--- DESCRIPTION OF THE TASK ---
Look through the listing below and give the number of lines that hold "React". Say nothing more.

--- GIVEN INFORMATION ---
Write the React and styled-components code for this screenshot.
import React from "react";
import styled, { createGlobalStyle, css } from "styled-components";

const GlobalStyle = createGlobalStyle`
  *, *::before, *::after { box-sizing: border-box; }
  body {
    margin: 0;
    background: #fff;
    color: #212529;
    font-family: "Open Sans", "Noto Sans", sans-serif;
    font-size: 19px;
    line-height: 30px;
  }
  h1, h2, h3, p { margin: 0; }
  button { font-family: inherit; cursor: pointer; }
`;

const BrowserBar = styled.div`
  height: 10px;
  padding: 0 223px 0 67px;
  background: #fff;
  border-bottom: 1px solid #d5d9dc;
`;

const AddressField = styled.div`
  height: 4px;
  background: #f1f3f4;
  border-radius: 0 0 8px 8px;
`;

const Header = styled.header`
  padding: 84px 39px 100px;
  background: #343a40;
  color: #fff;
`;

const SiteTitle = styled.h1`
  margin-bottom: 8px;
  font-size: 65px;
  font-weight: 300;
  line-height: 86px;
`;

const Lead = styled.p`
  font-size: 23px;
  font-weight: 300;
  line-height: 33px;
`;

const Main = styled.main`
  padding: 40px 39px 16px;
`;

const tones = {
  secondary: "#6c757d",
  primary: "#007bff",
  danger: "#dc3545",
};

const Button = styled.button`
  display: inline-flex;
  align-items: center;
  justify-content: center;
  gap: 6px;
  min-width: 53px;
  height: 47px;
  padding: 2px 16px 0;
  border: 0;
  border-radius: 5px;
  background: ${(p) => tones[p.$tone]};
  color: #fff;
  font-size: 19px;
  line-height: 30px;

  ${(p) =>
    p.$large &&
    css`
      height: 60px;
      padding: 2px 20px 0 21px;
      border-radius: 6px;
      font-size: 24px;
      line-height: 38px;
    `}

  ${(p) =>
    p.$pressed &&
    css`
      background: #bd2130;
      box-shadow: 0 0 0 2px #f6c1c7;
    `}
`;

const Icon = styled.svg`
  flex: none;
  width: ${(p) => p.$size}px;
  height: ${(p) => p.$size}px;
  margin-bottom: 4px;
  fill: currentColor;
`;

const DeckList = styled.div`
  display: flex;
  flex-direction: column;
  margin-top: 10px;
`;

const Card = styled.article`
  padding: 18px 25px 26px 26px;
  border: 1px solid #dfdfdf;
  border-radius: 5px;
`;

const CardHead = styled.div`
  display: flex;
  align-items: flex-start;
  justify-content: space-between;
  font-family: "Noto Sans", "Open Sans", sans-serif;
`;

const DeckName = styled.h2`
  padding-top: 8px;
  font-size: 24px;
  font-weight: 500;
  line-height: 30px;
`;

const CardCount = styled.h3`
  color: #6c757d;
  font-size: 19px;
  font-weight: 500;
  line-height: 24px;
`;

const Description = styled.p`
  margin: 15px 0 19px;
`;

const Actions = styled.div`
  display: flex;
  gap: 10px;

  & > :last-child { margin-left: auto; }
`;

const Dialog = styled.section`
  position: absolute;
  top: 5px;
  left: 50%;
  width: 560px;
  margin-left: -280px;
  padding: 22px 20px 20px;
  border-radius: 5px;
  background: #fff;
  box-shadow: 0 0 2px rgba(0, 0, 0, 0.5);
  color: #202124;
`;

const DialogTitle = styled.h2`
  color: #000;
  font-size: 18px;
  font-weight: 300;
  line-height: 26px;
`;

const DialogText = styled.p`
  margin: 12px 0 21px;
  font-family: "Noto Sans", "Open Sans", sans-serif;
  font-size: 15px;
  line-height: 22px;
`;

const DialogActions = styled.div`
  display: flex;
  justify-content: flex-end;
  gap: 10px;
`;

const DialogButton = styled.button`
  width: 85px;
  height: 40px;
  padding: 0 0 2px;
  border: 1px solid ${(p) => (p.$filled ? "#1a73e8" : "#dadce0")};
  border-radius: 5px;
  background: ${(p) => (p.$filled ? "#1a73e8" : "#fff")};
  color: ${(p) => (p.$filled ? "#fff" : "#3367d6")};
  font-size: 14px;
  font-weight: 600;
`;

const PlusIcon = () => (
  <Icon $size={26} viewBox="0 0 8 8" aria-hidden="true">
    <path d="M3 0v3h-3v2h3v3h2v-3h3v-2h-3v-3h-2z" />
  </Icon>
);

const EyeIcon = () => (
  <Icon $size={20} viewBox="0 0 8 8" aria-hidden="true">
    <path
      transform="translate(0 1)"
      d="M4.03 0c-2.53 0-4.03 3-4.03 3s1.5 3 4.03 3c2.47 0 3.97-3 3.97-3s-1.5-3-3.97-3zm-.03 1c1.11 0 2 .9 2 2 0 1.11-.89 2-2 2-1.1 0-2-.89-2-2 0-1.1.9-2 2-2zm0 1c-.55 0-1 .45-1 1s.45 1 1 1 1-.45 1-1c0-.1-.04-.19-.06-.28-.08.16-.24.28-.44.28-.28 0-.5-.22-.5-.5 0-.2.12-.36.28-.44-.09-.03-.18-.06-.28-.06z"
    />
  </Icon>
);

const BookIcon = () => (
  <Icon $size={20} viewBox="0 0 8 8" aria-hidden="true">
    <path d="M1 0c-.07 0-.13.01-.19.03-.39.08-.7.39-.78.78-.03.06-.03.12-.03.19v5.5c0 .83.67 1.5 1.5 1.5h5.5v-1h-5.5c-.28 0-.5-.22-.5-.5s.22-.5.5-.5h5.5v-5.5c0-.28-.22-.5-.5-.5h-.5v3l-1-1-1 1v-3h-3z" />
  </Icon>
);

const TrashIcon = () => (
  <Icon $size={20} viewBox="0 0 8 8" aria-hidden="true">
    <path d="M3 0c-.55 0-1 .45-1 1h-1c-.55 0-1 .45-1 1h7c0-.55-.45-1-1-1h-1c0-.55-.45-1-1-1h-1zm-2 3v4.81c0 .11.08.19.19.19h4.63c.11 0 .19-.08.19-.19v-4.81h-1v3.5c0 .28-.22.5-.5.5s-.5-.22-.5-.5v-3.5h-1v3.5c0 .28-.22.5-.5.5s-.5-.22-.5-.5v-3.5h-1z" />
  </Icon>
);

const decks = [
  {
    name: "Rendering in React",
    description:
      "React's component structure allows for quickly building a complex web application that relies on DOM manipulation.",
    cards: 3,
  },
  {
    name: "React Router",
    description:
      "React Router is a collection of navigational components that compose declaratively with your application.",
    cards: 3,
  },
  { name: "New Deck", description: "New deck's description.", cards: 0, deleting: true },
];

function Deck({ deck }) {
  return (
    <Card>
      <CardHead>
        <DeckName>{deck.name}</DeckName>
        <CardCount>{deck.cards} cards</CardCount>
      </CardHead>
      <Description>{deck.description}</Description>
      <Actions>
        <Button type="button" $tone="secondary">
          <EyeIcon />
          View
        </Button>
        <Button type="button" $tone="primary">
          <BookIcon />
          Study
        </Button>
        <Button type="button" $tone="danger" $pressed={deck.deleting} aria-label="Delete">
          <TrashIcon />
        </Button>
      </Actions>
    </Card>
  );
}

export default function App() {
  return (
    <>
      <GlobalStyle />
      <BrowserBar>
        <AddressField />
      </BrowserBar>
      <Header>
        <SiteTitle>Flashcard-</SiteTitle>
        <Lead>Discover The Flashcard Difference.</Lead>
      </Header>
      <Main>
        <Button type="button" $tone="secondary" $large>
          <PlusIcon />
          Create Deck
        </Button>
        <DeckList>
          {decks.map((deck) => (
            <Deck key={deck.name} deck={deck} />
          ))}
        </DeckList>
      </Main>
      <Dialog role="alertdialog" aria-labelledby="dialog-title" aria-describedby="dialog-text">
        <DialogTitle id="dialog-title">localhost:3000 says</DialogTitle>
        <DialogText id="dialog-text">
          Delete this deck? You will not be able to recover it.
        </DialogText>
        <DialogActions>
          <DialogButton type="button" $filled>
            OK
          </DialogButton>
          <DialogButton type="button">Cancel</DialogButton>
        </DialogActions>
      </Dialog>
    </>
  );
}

--- SOLUTION TO THE EXERCISE ---
6